» **Problem description**
Copy out each line of the material below that holds the string "size".

» **Data for this exercise**
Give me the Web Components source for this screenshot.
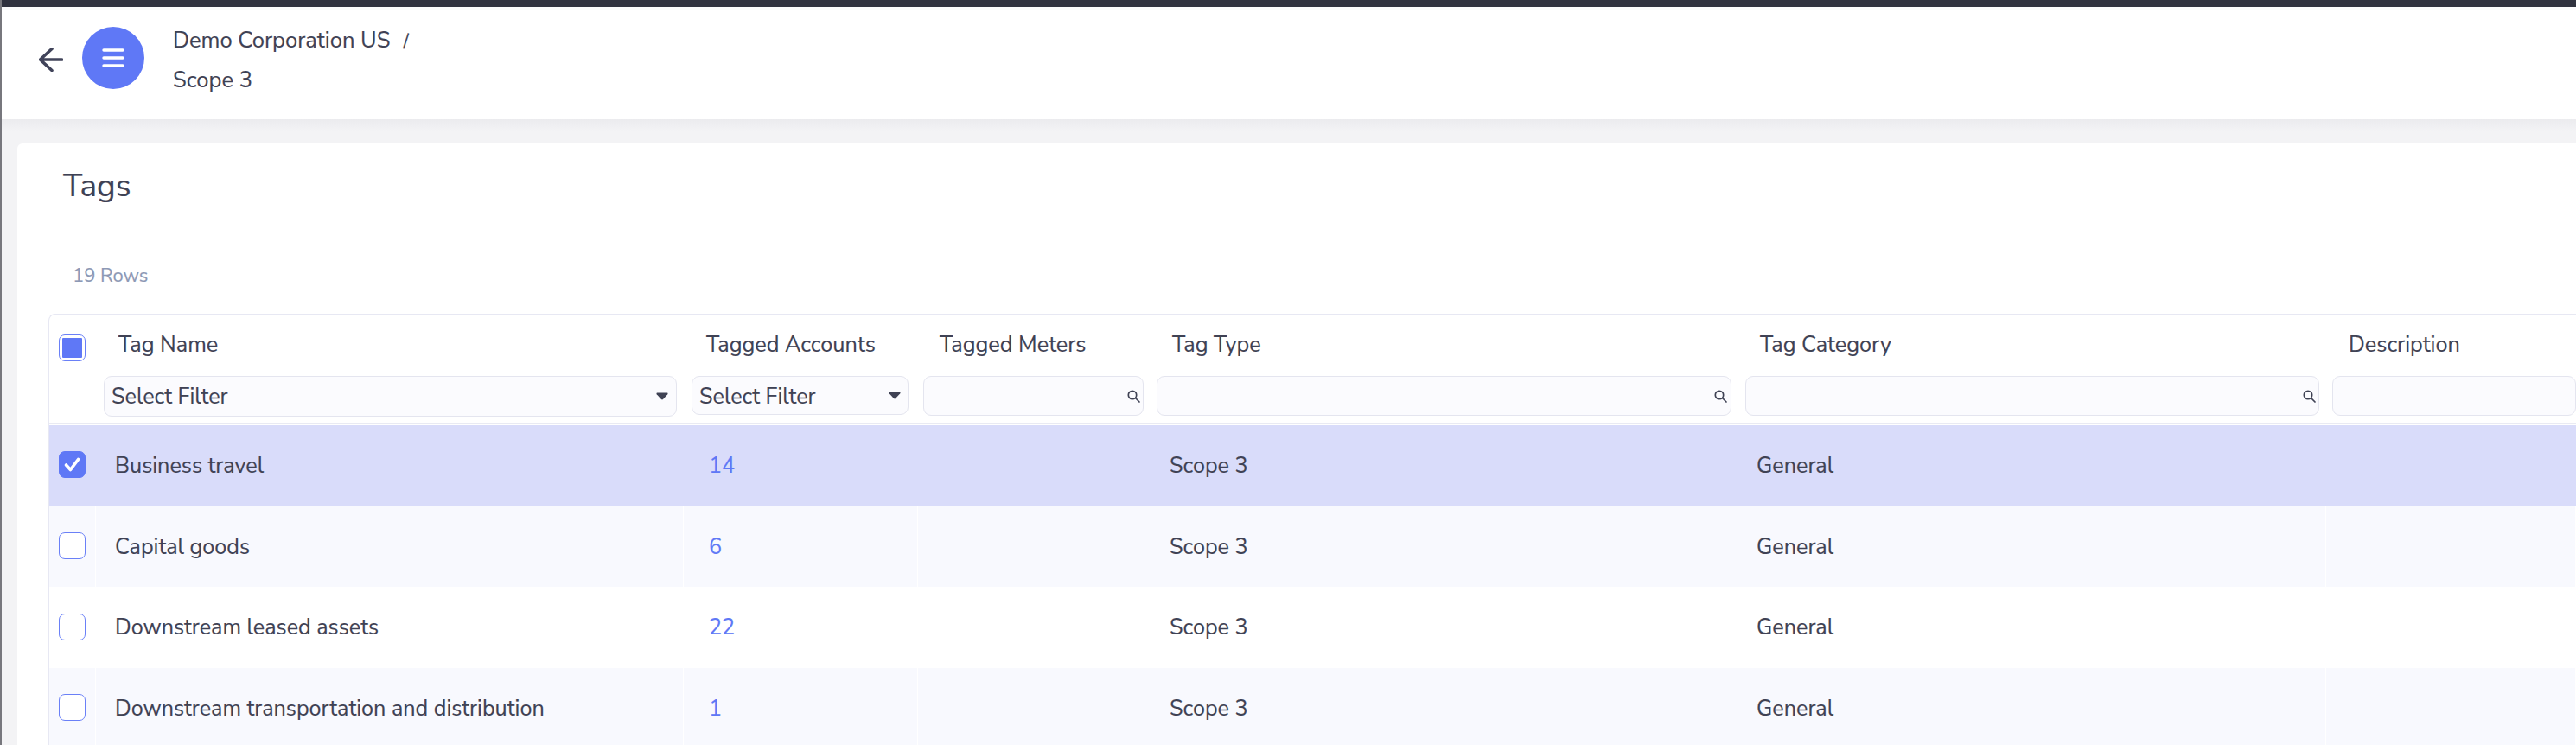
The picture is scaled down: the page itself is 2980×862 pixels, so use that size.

...

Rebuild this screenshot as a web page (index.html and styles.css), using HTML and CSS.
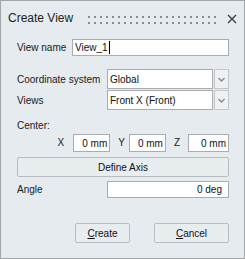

--

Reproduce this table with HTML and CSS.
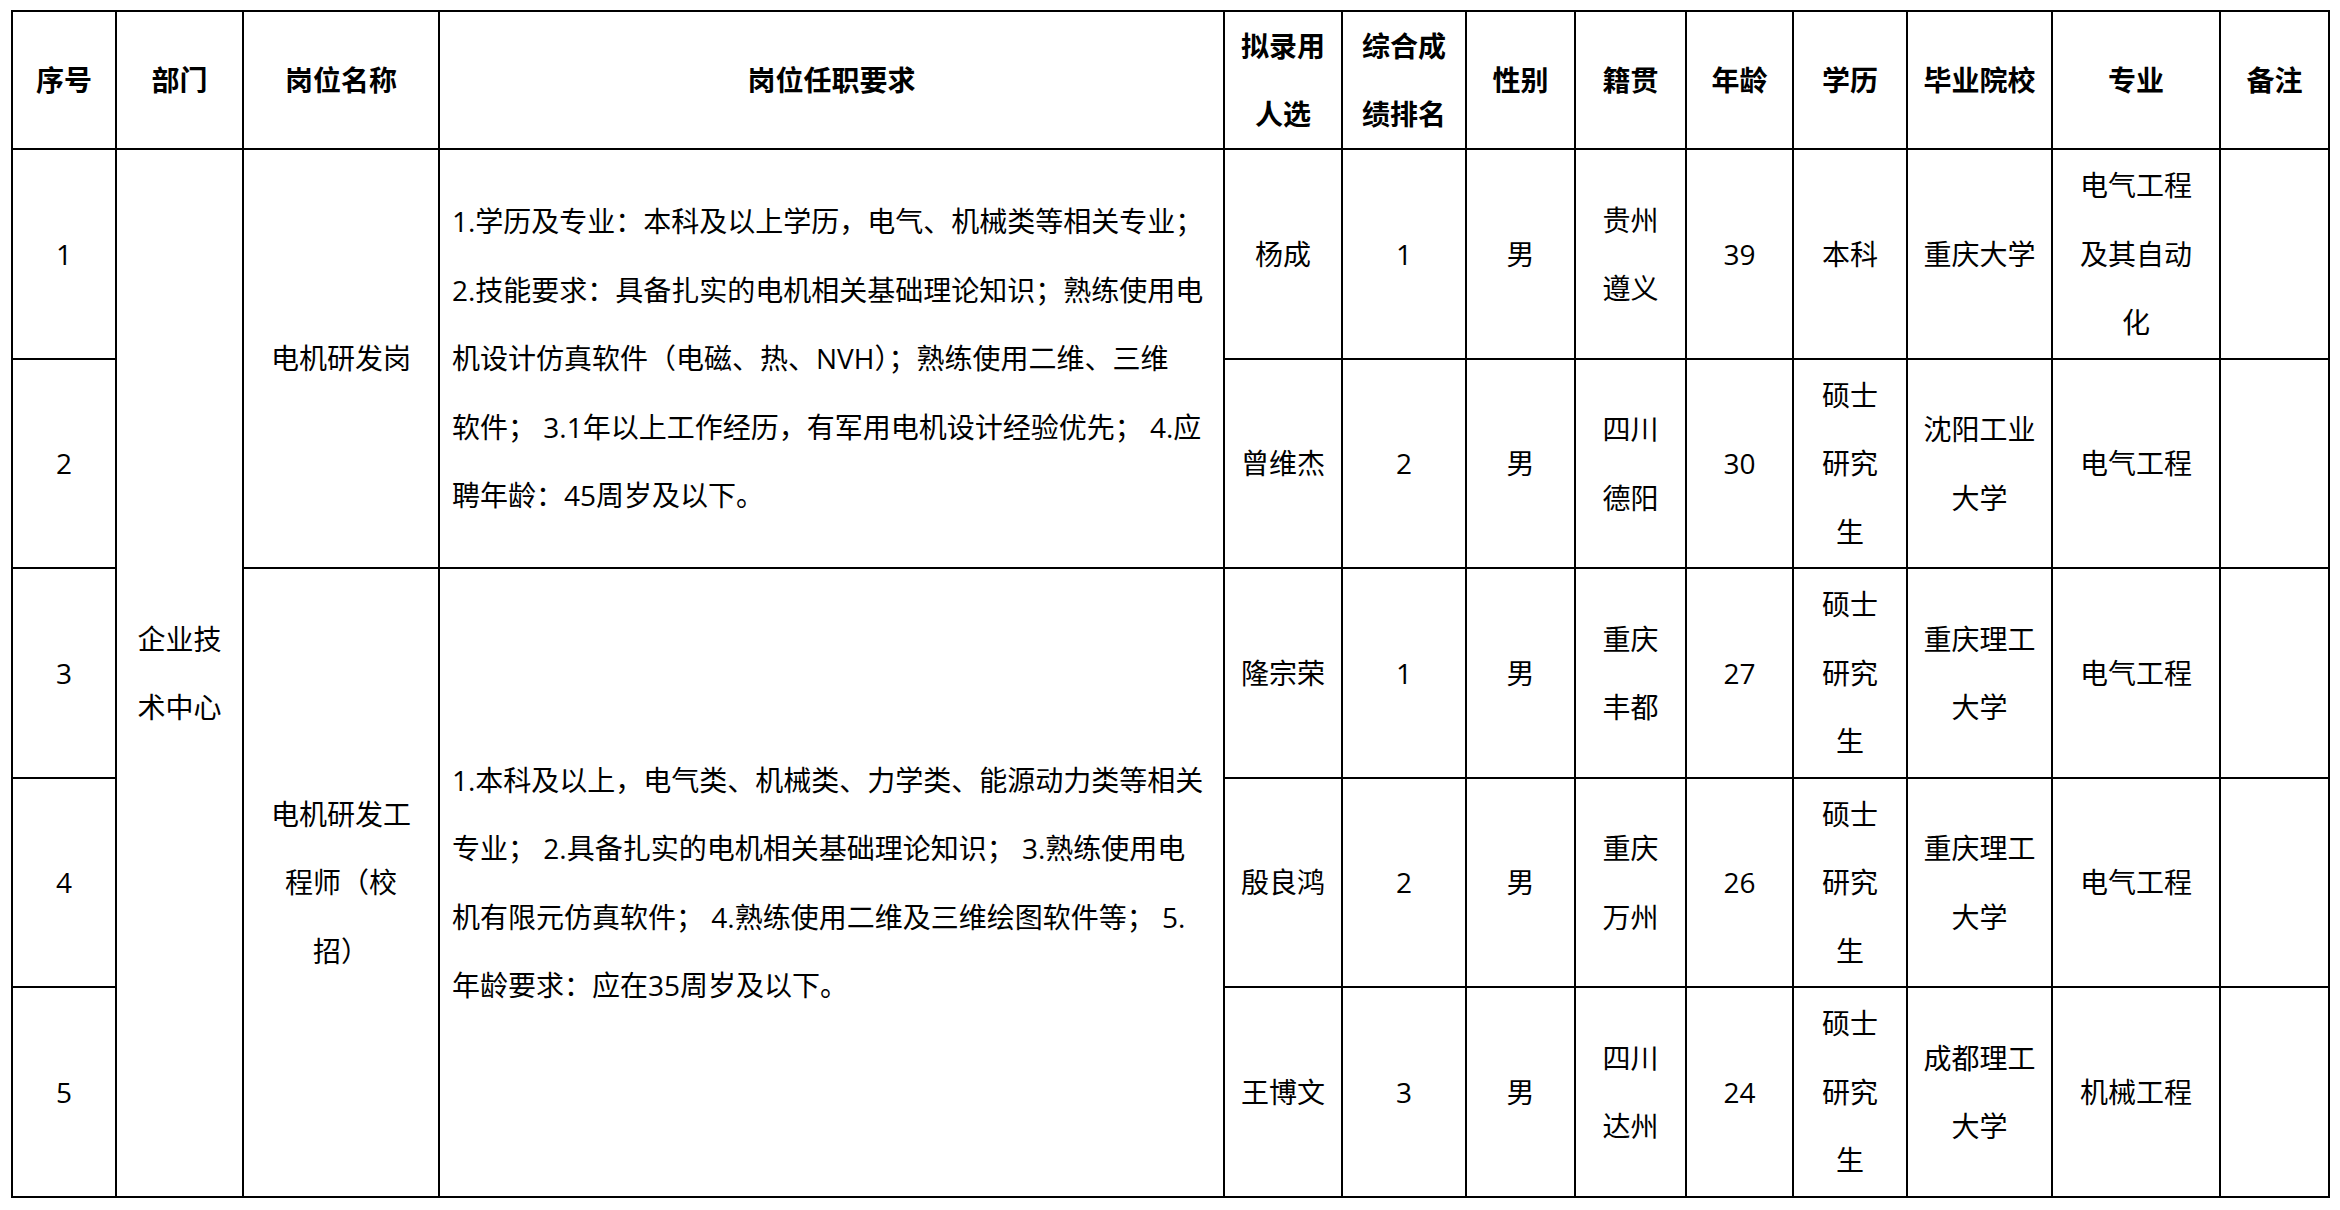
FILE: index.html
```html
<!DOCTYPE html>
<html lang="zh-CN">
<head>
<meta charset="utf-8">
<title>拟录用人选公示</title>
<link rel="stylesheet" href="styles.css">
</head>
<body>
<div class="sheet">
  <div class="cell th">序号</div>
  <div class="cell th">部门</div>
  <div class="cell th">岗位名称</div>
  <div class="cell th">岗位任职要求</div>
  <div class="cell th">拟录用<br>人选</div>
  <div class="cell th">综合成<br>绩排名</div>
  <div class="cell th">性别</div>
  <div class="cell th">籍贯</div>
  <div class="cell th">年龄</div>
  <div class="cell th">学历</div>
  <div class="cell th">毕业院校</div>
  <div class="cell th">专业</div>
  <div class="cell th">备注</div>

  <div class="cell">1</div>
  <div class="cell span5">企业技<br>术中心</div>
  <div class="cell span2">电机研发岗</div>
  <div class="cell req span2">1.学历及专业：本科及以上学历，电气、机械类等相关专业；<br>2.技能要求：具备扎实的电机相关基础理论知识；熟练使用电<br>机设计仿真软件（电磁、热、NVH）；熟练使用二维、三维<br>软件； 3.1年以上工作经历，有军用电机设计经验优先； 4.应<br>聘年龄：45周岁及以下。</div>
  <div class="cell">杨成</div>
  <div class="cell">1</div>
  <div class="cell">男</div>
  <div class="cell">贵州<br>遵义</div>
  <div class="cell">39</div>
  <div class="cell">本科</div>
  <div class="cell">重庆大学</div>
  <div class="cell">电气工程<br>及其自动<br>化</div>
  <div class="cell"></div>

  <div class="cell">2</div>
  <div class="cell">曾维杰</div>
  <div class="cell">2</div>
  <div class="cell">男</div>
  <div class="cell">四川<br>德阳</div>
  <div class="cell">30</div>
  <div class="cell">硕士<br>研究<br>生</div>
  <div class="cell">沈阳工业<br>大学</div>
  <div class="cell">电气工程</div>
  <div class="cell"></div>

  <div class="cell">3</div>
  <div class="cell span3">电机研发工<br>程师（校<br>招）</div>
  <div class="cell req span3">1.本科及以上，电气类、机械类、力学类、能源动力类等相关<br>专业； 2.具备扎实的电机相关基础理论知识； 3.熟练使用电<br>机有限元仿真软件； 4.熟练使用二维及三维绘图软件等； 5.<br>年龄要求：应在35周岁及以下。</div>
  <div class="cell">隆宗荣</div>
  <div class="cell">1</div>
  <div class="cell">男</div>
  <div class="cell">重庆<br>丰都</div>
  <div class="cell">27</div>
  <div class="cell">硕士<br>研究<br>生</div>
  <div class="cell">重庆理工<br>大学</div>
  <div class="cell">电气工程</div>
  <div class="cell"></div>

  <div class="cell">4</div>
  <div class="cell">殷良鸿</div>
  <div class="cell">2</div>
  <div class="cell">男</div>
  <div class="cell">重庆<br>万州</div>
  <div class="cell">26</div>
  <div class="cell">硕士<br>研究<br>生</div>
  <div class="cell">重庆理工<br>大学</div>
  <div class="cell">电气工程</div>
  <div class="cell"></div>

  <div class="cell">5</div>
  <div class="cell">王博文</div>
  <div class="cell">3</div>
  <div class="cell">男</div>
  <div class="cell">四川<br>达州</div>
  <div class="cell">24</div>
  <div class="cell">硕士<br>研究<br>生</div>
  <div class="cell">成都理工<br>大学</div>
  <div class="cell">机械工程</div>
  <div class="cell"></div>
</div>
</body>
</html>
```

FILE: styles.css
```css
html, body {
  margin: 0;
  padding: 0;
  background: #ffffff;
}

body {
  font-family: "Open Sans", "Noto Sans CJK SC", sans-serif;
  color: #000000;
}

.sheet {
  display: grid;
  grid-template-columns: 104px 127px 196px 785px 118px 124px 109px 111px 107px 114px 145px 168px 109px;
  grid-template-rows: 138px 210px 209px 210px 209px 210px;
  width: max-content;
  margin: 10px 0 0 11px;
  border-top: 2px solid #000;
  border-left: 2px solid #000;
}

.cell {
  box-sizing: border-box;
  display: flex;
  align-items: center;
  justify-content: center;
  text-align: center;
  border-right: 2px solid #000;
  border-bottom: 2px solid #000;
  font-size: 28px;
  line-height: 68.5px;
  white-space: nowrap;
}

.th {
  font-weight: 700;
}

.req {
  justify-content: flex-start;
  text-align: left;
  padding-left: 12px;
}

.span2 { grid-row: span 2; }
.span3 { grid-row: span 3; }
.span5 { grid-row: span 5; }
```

» **The completed task**
The picture is scaled down: the page itself is 2980×862 pixels, so use that size.
  font-size: 28px;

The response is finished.